Fin janvier, à Beni, au Nord-Kivu, le Festival Amani Kwetu ("La paix chez nous", en swahili) a reçu un accueil chaleureux, raconte Jacques Kikuni, de la radio Muungano (Ensemble, en swahili). "L’entrée était gratuite et les gens sont venus en masse pour suivre les messages", précise-t-il. Au programme : concerts, conférences et témoignages sur la paix à l’Est. Etaient conviés une soixantaine de chanteurs, peintres… – dont une majorité de Congolais de Beni, Goma ou encore Bukavu, capitale du Sud-Kivu.
"Nous avons eu 5 artistes du Rwanda, de l’Ouganda et du Burundi venus exprimer leur avis [sur la crise]. Du Rwanda, seul un danseur a pu venir car il fallait trop de permissions… " commente Dady Saleh, de l’Association des jeunes pour la promotion de la culture (AJPC).
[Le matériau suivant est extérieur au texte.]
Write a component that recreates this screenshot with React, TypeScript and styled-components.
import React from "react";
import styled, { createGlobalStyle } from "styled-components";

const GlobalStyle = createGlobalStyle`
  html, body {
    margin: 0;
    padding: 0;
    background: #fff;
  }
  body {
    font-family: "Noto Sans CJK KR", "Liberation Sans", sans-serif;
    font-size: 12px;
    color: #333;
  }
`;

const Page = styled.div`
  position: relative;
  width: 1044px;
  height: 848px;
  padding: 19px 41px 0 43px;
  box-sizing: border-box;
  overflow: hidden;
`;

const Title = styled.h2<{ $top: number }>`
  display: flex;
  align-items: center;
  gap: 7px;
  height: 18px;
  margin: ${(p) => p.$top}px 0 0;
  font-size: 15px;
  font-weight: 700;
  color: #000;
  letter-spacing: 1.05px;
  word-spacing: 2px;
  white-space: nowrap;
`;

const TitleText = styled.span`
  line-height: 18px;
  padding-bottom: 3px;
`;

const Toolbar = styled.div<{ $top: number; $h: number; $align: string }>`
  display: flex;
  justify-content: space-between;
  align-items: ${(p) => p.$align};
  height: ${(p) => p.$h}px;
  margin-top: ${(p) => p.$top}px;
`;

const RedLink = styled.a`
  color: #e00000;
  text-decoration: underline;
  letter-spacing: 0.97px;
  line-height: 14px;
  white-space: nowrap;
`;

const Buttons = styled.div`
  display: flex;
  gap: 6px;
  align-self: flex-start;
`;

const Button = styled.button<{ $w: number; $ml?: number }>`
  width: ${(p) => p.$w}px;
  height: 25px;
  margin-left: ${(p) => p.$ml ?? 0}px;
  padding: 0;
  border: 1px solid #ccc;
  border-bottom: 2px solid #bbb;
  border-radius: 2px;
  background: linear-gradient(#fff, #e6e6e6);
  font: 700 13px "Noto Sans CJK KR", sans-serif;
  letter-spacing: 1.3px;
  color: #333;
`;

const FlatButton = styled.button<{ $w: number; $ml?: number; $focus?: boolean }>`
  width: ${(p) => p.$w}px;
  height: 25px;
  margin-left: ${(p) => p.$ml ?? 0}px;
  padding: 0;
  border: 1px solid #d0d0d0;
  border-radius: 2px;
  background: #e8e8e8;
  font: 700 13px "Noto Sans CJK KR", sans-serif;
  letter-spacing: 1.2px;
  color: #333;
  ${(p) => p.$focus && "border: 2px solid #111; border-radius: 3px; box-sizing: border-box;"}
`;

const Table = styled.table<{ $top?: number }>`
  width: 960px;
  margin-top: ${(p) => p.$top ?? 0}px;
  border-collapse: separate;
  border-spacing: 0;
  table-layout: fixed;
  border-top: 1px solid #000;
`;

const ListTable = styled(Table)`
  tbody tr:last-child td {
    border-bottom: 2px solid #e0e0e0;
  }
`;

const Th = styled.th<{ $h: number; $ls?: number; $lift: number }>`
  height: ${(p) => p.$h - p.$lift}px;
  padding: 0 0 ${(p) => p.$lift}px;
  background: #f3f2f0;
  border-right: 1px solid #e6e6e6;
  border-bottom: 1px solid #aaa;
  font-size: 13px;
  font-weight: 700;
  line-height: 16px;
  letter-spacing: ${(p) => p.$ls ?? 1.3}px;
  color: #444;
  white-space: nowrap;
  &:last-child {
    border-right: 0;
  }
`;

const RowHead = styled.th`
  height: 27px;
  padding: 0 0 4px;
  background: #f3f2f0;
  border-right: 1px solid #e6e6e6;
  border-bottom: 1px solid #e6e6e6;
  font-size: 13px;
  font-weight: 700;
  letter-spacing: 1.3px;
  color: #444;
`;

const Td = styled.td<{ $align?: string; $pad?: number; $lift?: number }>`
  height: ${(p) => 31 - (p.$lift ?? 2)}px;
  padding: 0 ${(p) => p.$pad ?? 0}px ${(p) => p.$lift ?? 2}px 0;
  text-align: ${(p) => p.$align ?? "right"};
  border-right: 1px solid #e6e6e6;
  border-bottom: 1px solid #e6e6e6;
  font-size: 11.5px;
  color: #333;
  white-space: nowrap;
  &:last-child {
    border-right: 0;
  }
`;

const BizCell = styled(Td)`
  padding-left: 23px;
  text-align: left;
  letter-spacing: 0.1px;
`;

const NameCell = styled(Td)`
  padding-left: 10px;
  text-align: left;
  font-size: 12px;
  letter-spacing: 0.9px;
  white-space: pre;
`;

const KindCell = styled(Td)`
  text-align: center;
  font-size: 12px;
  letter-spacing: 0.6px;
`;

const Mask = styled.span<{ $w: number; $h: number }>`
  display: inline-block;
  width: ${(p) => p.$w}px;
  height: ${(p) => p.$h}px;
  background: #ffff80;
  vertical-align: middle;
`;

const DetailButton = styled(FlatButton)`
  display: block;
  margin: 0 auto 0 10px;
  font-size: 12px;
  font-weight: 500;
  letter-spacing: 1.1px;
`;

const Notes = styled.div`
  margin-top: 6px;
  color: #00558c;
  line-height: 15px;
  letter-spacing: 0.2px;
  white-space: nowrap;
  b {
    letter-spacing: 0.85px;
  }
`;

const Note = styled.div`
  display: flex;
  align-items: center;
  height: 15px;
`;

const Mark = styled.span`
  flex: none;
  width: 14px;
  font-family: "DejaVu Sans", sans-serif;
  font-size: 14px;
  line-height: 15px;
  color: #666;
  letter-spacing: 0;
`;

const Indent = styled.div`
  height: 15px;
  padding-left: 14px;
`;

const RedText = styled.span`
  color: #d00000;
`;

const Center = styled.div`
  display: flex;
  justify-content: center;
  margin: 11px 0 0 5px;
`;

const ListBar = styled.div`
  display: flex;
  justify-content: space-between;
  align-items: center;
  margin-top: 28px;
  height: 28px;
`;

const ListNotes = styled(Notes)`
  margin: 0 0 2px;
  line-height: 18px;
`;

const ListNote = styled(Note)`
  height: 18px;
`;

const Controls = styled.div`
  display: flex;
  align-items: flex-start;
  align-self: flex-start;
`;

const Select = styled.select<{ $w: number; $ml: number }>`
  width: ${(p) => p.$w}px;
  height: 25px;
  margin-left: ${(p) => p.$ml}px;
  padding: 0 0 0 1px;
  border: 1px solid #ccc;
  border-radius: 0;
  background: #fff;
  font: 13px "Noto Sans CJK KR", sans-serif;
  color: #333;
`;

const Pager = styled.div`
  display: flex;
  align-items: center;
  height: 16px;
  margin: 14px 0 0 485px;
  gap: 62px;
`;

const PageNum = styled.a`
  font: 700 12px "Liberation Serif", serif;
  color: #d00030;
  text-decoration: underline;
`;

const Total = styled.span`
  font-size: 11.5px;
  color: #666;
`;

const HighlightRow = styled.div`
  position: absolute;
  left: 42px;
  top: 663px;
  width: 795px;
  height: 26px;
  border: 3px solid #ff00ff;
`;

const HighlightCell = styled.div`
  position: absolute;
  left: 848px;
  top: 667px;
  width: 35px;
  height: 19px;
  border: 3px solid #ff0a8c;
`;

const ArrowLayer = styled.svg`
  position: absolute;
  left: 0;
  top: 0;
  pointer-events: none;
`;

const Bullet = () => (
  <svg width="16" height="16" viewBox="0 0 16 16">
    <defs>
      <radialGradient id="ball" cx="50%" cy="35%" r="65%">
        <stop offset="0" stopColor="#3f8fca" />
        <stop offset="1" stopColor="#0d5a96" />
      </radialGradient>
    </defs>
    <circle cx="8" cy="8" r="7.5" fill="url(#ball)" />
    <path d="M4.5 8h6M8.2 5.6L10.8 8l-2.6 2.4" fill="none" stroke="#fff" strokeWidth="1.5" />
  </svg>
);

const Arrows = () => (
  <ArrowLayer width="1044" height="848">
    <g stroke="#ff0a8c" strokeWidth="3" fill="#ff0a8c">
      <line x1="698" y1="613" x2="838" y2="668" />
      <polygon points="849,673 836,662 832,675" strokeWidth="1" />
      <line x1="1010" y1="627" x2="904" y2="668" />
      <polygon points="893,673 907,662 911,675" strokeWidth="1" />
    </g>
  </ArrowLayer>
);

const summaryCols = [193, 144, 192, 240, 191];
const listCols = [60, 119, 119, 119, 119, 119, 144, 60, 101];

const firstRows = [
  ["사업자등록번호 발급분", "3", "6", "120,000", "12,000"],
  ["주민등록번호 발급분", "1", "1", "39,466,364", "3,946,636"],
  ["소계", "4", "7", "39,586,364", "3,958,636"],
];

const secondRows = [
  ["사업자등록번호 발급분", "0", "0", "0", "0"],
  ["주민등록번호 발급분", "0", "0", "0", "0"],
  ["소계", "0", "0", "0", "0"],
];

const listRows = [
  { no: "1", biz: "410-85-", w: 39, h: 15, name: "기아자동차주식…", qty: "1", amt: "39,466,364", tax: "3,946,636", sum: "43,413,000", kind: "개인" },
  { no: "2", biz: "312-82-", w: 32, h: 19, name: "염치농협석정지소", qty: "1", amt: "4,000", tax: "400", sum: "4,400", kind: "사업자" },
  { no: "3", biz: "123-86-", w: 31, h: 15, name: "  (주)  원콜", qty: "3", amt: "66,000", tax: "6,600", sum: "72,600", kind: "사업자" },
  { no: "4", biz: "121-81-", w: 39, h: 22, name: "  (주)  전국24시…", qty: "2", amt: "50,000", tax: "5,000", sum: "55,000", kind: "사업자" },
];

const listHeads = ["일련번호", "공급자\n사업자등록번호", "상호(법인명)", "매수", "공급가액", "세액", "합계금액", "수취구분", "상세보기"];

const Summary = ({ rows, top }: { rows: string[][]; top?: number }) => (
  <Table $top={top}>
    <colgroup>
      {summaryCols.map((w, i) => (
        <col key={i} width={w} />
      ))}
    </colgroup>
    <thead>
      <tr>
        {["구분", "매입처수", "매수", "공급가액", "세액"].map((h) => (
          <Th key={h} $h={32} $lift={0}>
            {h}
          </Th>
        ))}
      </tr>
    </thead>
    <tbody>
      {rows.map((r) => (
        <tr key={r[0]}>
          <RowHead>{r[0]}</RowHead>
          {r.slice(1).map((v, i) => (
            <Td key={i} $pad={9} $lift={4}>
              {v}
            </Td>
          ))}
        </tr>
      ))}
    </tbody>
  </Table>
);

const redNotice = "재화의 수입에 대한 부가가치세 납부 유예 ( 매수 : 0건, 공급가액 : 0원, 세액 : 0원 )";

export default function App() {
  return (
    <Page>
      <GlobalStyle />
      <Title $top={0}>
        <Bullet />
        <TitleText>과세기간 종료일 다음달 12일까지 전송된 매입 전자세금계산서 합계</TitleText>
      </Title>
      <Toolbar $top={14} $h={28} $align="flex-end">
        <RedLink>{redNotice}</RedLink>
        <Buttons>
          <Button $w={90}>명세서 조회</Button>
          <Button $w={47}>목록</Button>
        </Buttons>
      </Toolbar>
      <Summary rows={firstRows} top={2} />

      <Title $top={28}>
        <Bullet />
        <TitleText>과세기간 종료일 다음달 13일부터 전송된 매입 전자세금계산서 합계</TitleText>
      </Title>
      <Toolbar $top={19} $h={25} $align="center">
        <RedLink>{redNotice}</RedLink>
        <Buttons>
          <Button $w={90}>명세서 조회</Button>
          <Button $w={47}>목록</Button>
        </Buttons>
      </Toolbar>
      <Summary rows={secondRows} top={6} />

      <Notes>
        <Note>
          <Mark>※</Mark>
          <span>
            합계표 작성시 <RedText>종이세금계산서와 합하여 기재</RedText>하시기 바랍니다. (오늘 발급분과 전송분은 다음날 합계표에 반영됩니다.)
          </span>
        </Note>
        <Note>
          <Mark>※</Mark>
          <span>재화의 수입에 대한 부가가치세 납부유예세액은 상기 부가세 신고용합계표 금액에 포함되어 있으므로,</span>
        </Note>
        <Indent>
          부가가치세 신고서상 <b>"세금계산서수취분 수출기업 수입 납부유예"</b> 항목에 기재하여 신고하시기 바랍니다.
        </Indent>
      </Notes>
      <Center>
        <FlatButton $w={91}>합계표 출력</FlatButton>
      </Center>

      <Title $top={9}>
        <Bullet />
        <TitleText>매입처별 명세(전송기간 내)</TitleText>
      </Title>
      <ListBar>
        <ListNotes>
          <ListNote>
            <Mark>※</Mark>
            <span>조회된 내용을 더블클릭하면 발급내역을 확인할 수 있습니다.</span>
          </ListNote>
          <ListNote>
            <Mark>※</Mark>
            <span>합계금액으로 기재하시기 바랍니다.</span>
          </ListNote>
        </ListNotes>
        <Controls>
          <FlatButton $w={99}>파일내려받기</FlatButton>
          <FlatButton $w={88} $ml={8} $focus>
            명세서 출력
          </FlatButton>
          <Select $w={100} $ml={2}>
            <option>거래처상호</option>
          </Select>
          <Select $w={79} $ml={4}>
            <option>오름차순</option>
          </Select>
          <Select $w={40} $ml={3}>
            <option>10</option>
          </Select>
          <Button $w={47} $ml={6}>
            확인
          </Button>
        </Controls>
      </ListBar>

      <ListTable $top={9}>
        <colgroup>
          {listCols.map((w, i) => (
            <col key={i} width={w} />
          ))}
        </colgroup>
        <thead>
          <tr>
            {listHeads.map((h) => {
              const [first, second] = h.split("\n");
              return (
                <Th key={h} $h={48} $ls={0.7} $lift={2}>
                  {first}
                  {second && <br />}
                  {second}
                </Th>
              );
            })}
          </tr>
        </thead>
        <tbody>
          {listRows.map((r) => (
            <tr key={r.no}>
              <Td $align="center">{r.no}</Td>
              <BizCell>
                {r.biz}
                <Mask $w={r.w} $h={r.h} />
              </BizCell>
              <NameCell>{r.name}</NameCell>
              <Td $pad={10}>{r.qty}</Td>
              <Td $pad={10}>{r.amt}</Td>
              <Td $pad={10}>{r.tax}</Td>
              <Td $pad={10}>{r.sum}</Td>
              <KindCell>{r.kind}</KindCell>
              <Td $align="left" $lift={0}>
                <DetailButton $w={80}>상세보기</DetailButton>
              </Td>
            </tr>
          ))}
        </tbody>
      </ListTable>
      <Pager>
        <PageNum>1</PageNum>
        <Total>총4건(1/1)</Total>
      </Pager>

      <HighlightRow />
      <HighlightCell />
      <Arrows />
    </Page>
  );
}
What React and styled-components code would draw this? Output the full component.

C’est cette structure qui a organisé Amani Kwetu avec le soutien des autorités locales et de la Mission de l’ONU pour la stabilisation de la RDC (Monusco), deuxième mission onusienne au monde avec 17.000 hommes.
"La stratégie que nous avons choisie est inclusive, poursuit Dady Saleh. L’art n’a pas de frontière, l’art n’a rien à voir avec la guerre. Après le festival, une vingtaine de Congolais, un Ougandais et un Burundais ont composé Amani Kwetu/Afrika, qui passe déjà sur des radios à Goma. Nous espérons sa sortie officielle avant le 15 mars." Autre projet, si les moyens le permettent : rendre une visite de solidarité à une partie des 500.000 personnes déplacées par les combats entre armée et M23.